With upcoming projects in Times Square and Royal Albert Hall, Jherek Bischoff is proving himself to be a major creative force in the pop-classical scene. A versatile performer, composer, arranger and producer, Bischoff was deeply involved with the DIY indie rock scene before changing course unexpectedly to a more classical vein. His versatility as a musician has since caught the ear of artists and critics, leading to collaborations with creative minds like David Byrne, Neil Gaiman, Caetano Veloso and Al Gore.

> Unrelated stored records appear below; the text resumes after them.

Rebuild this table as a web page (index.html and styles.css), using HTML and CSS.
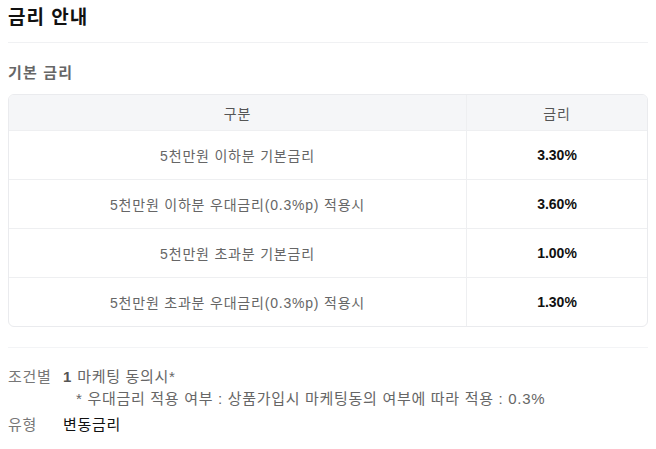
FILE: index.html
```html
<!DOCTYPE html>
<html lang="ko">
<head>
<meta charset="utf-8">
<link rel="stylesheet" href="styles.css">
</head>
<body>
<div class="page">
  <h1 class="title">금리 안내</h1>
  <h2 class="subtitle">기본 금리</h2>
  <div class="table-wrap">
    <table class="rates">
      <thead>
        <tr><th class="c-name">구분</th><th class="c-rate">금리</th></tr>
      </thead>
      <tbody>
        <tr><td class="c-name">5천만원 이하분 기본금리</td><td class="c-rate">3.30%</td></tr>
        <tr><td class="c-name">5천만원 이하분 우대금리(0.3%p) 적용시</td><td class="c-rate">3.60%</td></tr>
        <tr><td class="c-name">5천만원 초과분 기본금리</td><td class="c-rate">1.00%</td></tr>
        <tr><td class="c-name">5천만원 초과분 우대금리(0.3%p) 적용시</td><td class="c-rate">1.30%</td></tr>
      </tbody>
    </table>
  </div>
  <div class="info">
    <div class="info-row">
      <span class="label">조건별</span>
      <div class="value">
        <div><b class="num">1</b> 마케팅 동의시*</div>
        <div class="note">* 우대금리 적용 여부 : 상품가입시 마케팅동의 여부에 따라 적용 : 0.3%</div>
      </div>
    </div>
    <div class="info-row">
      <span class="label">유형</span>
      <div class="value strong">변동금리</div>
    </div>
  </div>
</div>
</body>
</html>
```
FILE: styles.css
```css
html, body { margin: 0; padding: 0; background: #fff; }
body {
  padding: 8px;
  font-family: "Liberation Sans", "Noto Sans CJK KR", sans-serif;
  color: #666;
}
.page { width: 640px; }
.title {
  margin: 0;
  font-size: 19px;
  line-height: 20px;
  font-weight: 700;
  letter-spacing: 1px;
  color: #111;
  padding-bottom: 14px;
  border-bottom: 1px solid #f0f1f3;
}
.subtitle {
  margin: 20px 0 11px;
  font-size: 15px;
  line-height: 20px;
  font-weight: 600;
  letter-spacing: 1.2px;
  color: #666;
}
.table-wrap {
  border: 1px solid #eaebee;
  border-radius: 6px;
  overflow: hidden;
}
.rates {
  width: 100%;
  border-collapse: collapse;
  font-size: 14px;
}
.rates th {
  background: #f5f6f8;
  font-weight: 400;
  color: #555;
  height: 35px;
  padding: 0;
  letter-spacing: 0.8px;
}
.rates td {
  height: 48px;
  padding: 0;
  text-align: center;
  border-top: 1px solid #eeeff1;
  color: #666;
}
.rates .c-name { width: 457px; border-right: 1px solid #eeeff1; }
.rates td.c-name { letter-spacing: 0.8px; }
.rates td.c-rate { font-weight: 700; color: #111; }
.info {
  margin-top: 20px;
  border-top: 1px solid #f3f4f6;
  padding-top: 18px;
  font-size: 15px;
  line-height: 22px;
  letter-spacing: 0.7px;
  display: flex;
  flex-direction: column;
  gap: 4px;
}
.info-row { display: flex; }
.label { width: 55px; flex: none; color: #777; }
.num { color: #555; margin-right: 1px; letter-spacing: 0; }
.note { padding-left: 13px; }
.strong { color: #111; }
```
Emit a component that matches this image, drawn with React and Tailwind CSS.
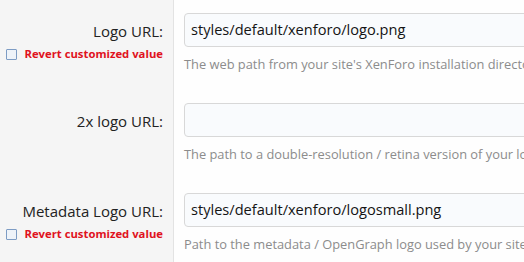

Bischoff’s new album—Cistern—is both a continuation and a departure from his previous work. While he continues to write for varied ensembles in a hybrid indie-classical style, Cistern breathes deeper—and for good reason. The album’s slow-moving tracks were inspired by the composer’s experience playing in an empty two-million-gallon water tank. With a 45-second reverb decay, the tank nudged Bischoff to paint with broad musical strokes, which, despite their breadth, are so finely detailed as to alter the way one listens. Like a meditation in sound, the music encourages us to focus intensely on each and every facet of its richly decorated texture.

The result is a fresh take on the minimalist tradition of the 1960s that preserves its repetitive nature while carving out a vast and resonant space. And of special note is Bischoff’s kaleidoscopic use of timbre—forever “painting” the same notes in different instrumental colors as they build toward a climax.